Furthermore, have you seen her boyfriend? Mike Perham, his name is, a long pale streak of five-star triple-A-rated pussy-willow sap who is apparently "more than just good friends" with Watson.
Perham last year became the youngest person to sail solo assisted around the world, whatever that means — maybe he was by himself on the boat but had a butler on a jetski riding next to him. Apparently having a taste for younger women with more courage and accomplishment than himself, he’s leeched onto Jessica, and spoke to her "regularly" by phone while she was sailing. To which I say, look girlie, I don’t think your sponsors were paying for you to be gabbing away to Prince Dripsalot all over the Roaring 40s. Perham claims that their connection "comes from sharing some of the same dreams and knowing we were pretty unique teenagers".
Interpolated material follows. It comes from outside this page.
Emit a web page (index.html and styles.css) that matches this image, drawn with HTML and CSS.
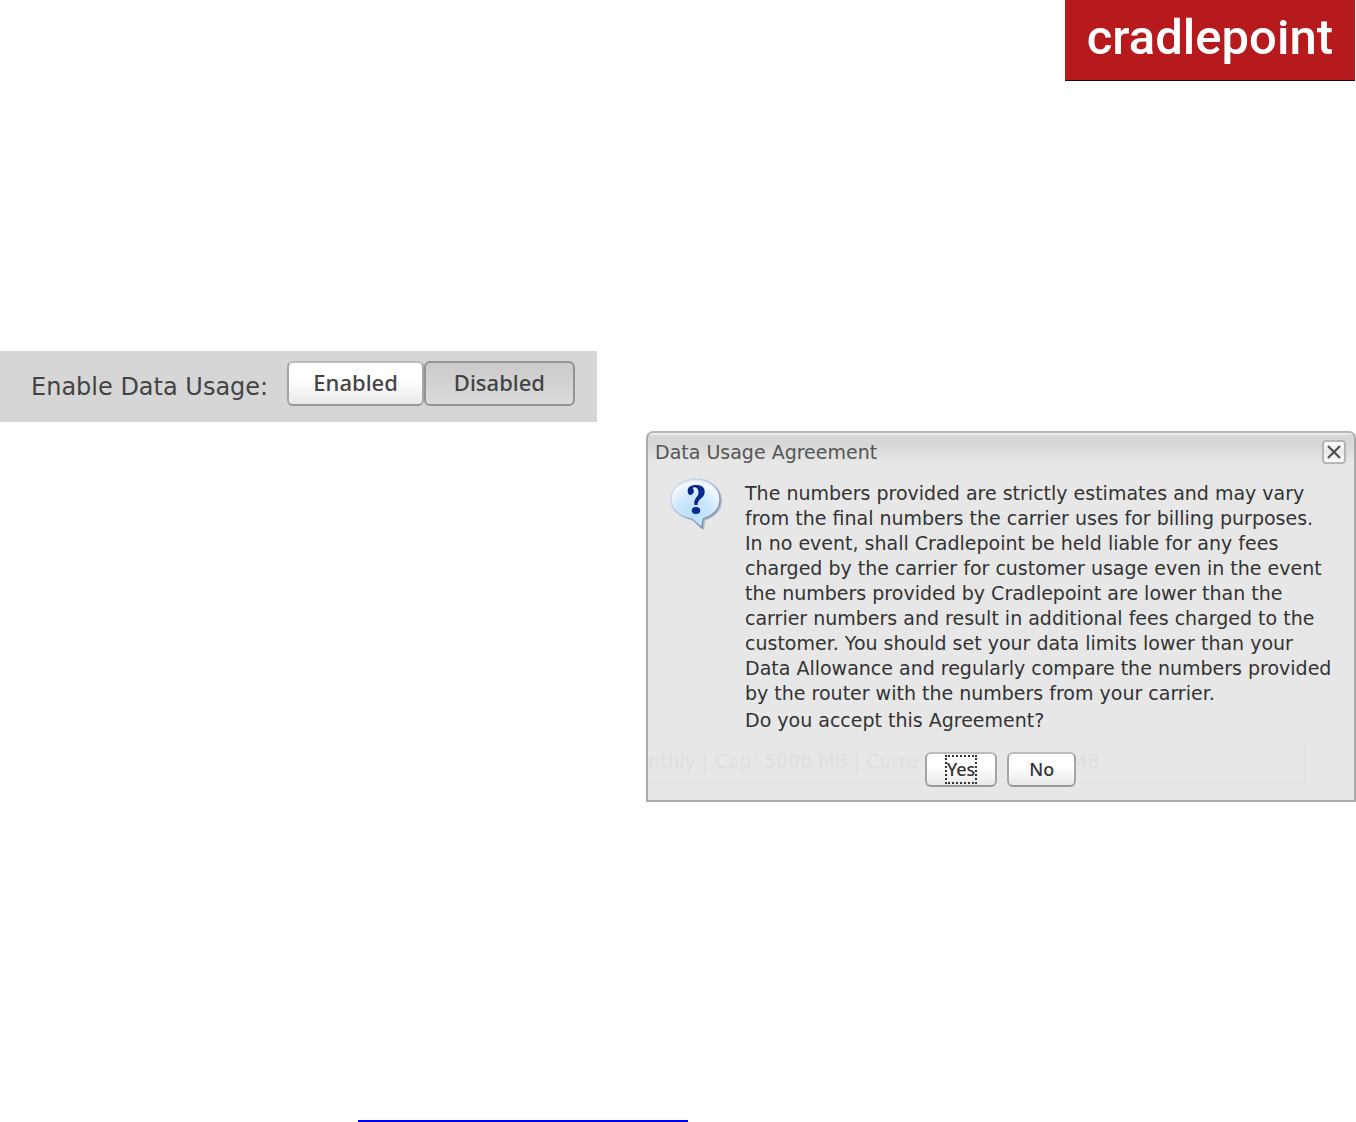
FILE: index.html
```html
<!DOCTYPE html>
<html lang="en">
<head>
<meta charset="utf-8">
<meta name="viewport" content="width=device-width, initial-scale=1">
<title>Data Usage Agreement</title>
<link rel="stylesheet" href="styles.css">
</head>
<body>
<header class="page-header">
  <div class="logo">cradlepoint</div>
</header>
<main class="content">
  <section class="usage" aria-labelledby="usage-label">
    <span class="usage-label" id="usage-label">Enable Data Usage:</span>
    <div class="toggle" role="group" aria-labelledby="usage-label">
      <button class="button toggle-button" type="button" aria-pressed="false">Enabled</button>
      <button class="button toggle-button toggle-disabled" type="button" aria-pressed="true">Disabled</button>
    </div>
  </section>
  <section class="dialog" role="dialog" aria-labelledby="dialog-title">
    <div class="backdrop-text" aria-hidden="true"><span>nthly | Cap: 5000 MB | Curre</span><span>MB</span></div>
    <div class="dialog-header">
      <h1 class="dialog-title" id="dialog-title">Data Usage Agreement</h1>
      <button class="close" type="button" aria-label="Close">
        <svg width="14" height="14" viewBox="0 0 14 14"><path d="M1 1L13 13M13 1L1 13" stroke="#505050" stroke-width="2.2"/></svg>
      </button>
    </div>
    <div class="dialog-body">
      <svg class="question" width="54" height="54" viewBox="0 0 54 54" aria-hidden="true">
        <defs>
          <radialGradient id="bubble" cx="48%" cy="72%" r="75%">
            <stop offset="0" stop-color="#b8e0ff"/>
            <stop offset=".5" stop-color="#cfe7fc"/>
            <stop offset=".85" stop-color="#f5faff"/>
            <stop offset="1" stop-color="#cddbed"/>
          </radialGradient>
          <linearGradient id="rim" x2="1" y2="1">
            <stop offset="0" stop-color="#dce7f4"/>
            <stop offset=".5" stop-color="#a9bdd9"/>
            <stop offset="1" stop-color="#5b7193"/>
          </linearGradient>
        </defs>
        <path d="M28 3C42 3 52 11 52 23C52 33 44 39 35 43L34 52L25 43C12 41 3 34 3 23C3 11 13 3 28 3Z" fill="#909cad" opacity=".6"/>
        <path d="M26 1C40 1 50 10 50 21C50 32 43 38 33 41L32 50L22 41C10 39 1 32 1 21C1 10 12 1 26 1Z" fill="url(#bubble)" stroke="url(#rim)" stroke-width="1.500"/>
        <path d="M18 15C16 8 23 6.500 27 7C34 7.500 36 12 34 17C32 21 28 21 27.500 27H24.500C23 20 29 19 28.500 14C28 9 24 8.500 22.500 10C25.500 13 23 17 20.500 17C19 17 18.300 16 18 15Z" fill="#08298b"/>
        <ellipse cx="26" cy="32.500" rx="4.200" ry="3.500" fill="#08298b"/>
      </svg>
      <div class="message">
        <p>The numbers provided are strictly estimates and may vary<br>from the final numbers the carrier uses for billing purposes.<br>In no event, shall Cradlepoint be held liable for any fees<br>charged by the carrier for customer usage even in the event<br>the numbers provided by Cradlepoint are lower than the<br>carrier numbers and result in additional fees charged to the<br>customer. You should set your data limits lower than your<br>Data Allowance and regularly compare the numbers provided<br>by the router with the numbers from your carrier.</p>
        <p>Do you accept this Agreement?</p>
      </div>
    </div>
    <div class="dialog-actions">
      <button class="button" type="button"><span class="focus-ring">Yes</span></button>
      <button class="button" type="button">No</button>
    </div>
  </section>
</main>
<footer class="page-footer"><a class="footer-link" href="#usage-label" aria-label="Data usage"></a></footer>
</body>
</html>
```
FILE: styles.css
```css
* {
  box-sizing: border-box;
}

body {
  margin: 0;
  background: #fff;
  color: #333;
  font: 19px/25px "DejaVu Sans", sans-serif;
}

.page-header {
  display: flex;
  justify-content: flex-end;
  padding-right: 1px;
}

.logo {
  padding: 10px 22px 14px;
  border-bottom: 1px solid #200;
  background: #b71a1c;
  color: #fff;
  font: 500 49px/56px Roboto, sans-serif;
}

.content {
  display: grid;
  grid-template-columns: 597fr 710fr;
  gap: 9px 49px;
  align-items: start;
  margin-top: 270px;
}

.usage {
  display: flex;
  align-items: center;
  gap: 16px;
  padding: 10px 22px 16px 31px;
  background: #d6d6d6;
}

.usage-label {
  flex: 1;
  padding-top: 8px;
  color: #444;
  font-size: 24px;
  white-space: nowrap;
}

.toggle {
  display: flex;
}

.button {
  height: 35px;
  padding: 0 20px;
  border: 2px solid #a5a5a5;
  border-top-color: #bbb;
  border-bottom-color: #989898;
  border-radius: 6px;
  background: linear-gradient(#fff 40%, #e9e9e9);
  color: #333;
  font: 500 18px/25px "Noto Sans", sans-serif;
}

.toggle-button {
  height: 45px;
  padding: 0 24px 2px;
  color: #444;
  font-size: 22px;
}

.toggle-disabled {
  padding: 0 28px 2px;
  border-color: #8f9496;
  background: linear-gradient(#cbcbcb, #dadada);
}

.dialog {
  position: relative;
  grid-column: 2;
  grid-row: 2;
  padding: 7px 8px 13px 7px;
  border: 2px solid #aaa;
  border-top-color: #b4b7b7;
  border-radius: 7px 7px 0 0;
  background: linear-gradient(#f4f4f4 0, #d7d7d7 3px, #d7d7d7 12px, #e7e7e7 30px);
}

.dialog-header {
  display: flex;
  justify-content: space-between;
  align-items: flex-start;
}

.dialog-title {
  margin: 0;
  color: #555;
  font: inherit;
}

.close {
  display: grid;
  place-items: center;
  width: 24px;
  height: 24px;
  padding: 0;
  border: 2px solid #b5b5b5;
  border-radius: 4px;
  background: linear-gradient(#fff, #e8e8e8 50%, #fff);
}

.dialog-body {
  display: flex;
  gap: 21px;
  padding: 13px 0 0 15px;
}

.question {
  flex: none;
}

.message {
  padding-top: 3px;
  white-space: nowrap;
}

.message p {
  margin: 0;
}

.message p + p {
  margin-top: 2px;
}

.dialog-actions {
  position: relative;
  display: flex;
  justify-content: center;
  gap: 10px;
  margin-top: 19px;
}

.focus-ring {
  display: inline-block;
  outline: 2px dotted #333;
}

.backdrop-text {
  position: absolute;
  right: 48px;
  bottom: 16px;
  left: 0;
  display: flex;
  justify-content: space-between;
  height: 40px;
  padding-right: 204px;
  border: 2px solid #e4e4e4;
  border-width: 0 2px 2px 0;
  color: #dfdfdf;
  line-height: 34px;
  white-space: nowrap;
}

.page-footer {
  display: flex;
  padding: 318px 0 0 358px;
}

.footer-link {
  width: 330px;
  border-top: 2px solid #00f;
}
```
To be honest, if at this point you’re not googling madly to find Perham’s current location so you can head over there and deliver a series of sharp punches to his kidneys, then either I am not doing my job properly, or you are totally devoid of decent human feeling.
What to make of a young girl who chooses such an insufferable slab of human yoghurt for a soulmate? What to make of a young girl who gets her jollies from publicly shaming our elected officials? What to make of a young girl who gets herself all puffed up just because she sat on a boat eating Spam for a few months, and then has the odious audacity to knock back a lucrative magazine offer for access to her birthday party, thinking herself too good to let her long-suffering fans have a little taste of the high life? What to make of a young girl who has come over so uppity you’d think she’d won an Olympic medal or cured lupus or something, rather than simply buggered off for the best part of a year and come back stinking of rotten prawns?
I leave it to the Australian public to decide. And I hope that someday, we can get over our infantile elevation of marine adventurers, and finally recognise the real heroes: satire columnists.